#### Problem requirements
Collect all lines from the records below that include the word "Write".

#### Excerpted data
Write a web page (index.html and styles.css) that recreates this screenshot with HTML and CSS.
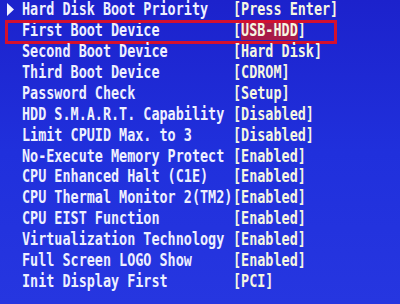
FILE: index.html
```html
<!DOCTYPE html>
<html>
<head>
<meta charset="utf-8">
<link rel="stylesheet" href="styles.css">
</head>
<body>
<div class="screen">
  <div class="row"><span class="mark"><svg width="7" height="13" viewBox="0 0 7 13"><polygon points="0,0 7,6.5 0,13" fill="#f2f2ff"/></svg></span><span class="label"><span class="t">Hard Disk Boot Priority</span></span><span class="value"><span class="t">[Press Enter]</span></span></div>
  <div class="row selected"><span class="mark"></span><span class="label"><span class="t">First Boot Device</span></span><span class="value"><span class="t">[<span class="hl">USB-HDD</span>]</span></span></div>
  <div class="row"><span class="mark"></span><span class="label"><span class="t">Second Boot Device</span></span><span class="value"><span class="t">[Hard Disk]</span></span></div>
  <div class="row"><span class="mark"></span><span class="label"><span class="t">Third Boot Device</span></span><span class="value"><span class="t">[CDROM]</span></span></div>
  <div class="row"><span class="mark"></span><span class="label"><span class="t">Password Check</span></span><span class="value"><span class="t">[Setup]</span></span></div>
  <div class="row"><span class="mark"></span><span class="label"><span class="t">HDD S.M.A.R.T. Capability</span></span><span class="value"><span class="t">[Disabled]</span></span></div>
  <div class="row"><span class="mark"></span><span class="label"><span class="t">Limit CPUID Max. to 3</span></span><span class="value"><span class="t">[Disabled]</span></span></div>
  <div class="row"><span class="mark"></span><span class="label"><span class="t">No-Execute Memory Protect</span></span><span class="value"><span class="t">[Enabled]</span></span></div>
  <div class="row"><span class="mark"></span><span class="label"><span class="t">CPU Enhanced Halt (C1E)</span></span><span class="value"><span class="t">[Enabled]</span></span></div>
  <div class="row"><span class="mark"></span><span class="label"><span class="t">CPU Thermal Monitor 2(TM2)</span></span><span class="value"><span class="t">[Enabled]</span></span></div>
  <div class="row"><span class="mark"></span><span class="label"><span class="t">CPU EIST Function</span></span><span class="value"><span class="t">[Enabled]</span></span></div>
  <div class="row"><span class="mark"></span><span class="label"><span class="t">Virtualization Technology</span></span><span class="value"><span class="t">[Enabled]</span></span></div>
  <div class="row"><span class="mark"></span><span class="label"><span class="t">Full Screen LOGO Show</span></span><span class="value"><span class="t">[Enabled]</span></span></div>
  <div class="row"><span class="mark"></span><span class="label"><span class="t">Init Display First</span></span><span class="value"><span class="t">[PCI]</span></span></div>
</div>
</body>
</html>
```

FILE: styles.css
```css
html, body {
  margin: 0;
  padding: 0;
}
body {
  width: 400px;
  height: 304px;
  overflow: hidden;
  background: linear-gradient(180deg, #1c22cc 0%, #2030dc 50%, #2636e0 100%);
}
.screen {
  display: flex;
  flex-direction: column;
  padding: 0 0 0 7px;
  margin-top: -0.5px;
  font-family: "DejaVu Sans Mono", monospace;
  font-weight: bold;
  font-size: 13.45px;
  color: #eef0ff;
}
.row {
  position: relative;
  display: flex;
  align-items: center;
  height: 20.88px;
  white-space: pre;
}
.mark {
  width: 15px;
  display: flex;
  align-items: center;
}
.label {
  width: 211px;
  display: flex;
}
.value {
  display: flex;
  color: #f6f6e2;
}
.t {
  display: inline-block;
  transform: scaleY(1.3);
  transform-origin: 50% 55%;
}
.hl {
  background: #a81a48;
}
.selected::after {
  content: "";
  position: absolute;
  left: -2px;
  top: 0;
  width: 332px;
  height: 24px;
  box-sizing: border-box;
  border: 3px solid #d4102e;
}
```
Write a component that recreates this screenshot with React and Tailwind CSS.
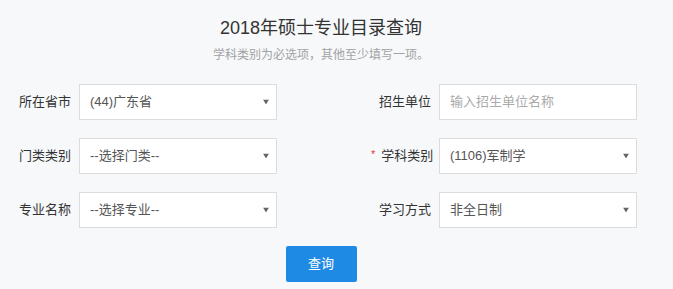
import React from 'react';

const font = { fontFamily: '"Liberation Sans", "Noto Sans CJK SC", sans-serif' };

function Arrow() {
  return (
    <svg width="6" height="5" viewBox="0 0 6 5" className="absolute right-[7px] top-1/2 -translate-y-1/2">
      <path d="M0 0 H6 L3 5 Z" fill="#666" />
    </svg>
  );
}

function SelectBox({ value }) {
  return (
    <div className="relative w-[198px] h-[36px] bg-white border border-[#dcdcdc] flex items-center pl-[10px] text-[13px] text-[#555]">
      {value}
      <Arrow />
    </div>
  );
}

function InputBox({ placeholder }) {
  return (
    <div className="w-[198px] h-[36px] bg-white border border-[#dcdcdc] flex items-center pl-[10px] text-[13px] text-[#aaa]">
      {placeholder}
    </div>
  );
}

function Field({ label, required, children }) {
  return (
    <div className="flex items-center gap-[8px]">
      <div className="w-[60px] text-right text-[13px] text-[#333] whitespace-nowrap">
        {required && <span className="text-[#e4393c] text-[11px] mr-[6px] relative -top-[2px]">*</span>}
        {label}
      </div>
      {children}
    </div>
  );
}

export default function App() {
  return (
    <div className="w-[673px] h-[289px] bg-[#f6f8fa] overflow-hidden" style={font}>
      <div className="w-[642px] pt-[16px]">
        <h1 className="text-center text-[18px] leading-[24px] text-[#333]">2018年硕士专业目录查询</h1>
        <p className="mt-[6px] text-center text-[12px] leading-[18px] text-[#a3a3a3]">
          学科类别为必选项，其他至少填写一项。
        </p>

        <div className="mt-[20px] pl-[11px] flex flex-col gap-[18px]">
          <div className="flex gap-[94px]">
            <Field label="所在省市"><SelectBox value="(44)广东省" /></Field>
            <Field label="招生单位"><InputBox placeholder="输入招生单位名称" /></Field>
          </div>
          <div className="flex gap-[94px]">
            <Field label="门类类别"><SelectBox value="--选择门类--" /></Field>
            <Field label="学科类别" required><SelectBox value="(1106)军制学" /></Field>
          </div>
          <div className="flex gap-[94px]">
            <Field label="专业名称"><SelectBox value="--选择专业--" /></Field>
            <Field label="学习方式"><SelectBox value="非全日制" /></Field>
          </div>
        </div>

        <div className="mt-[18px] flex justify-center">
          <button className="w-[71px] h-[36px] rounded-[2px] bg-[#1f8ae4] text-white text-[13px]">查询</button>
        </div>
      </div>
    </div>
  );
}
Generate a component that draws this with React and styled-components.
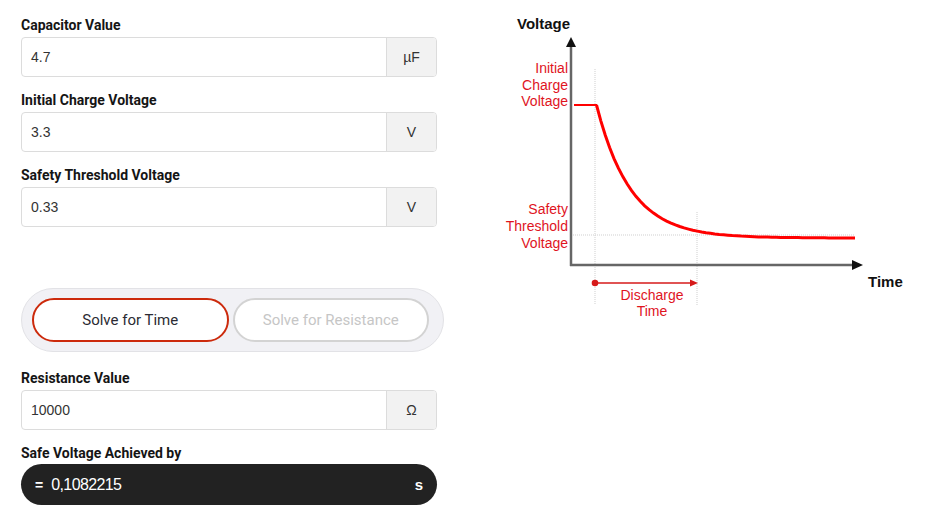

#### Correct response
Write a web page (index.html and styles.css) that recreates this screenshot with HTML and CSS.
Write a component that recreates this screenshot with React and Tailwind CSS.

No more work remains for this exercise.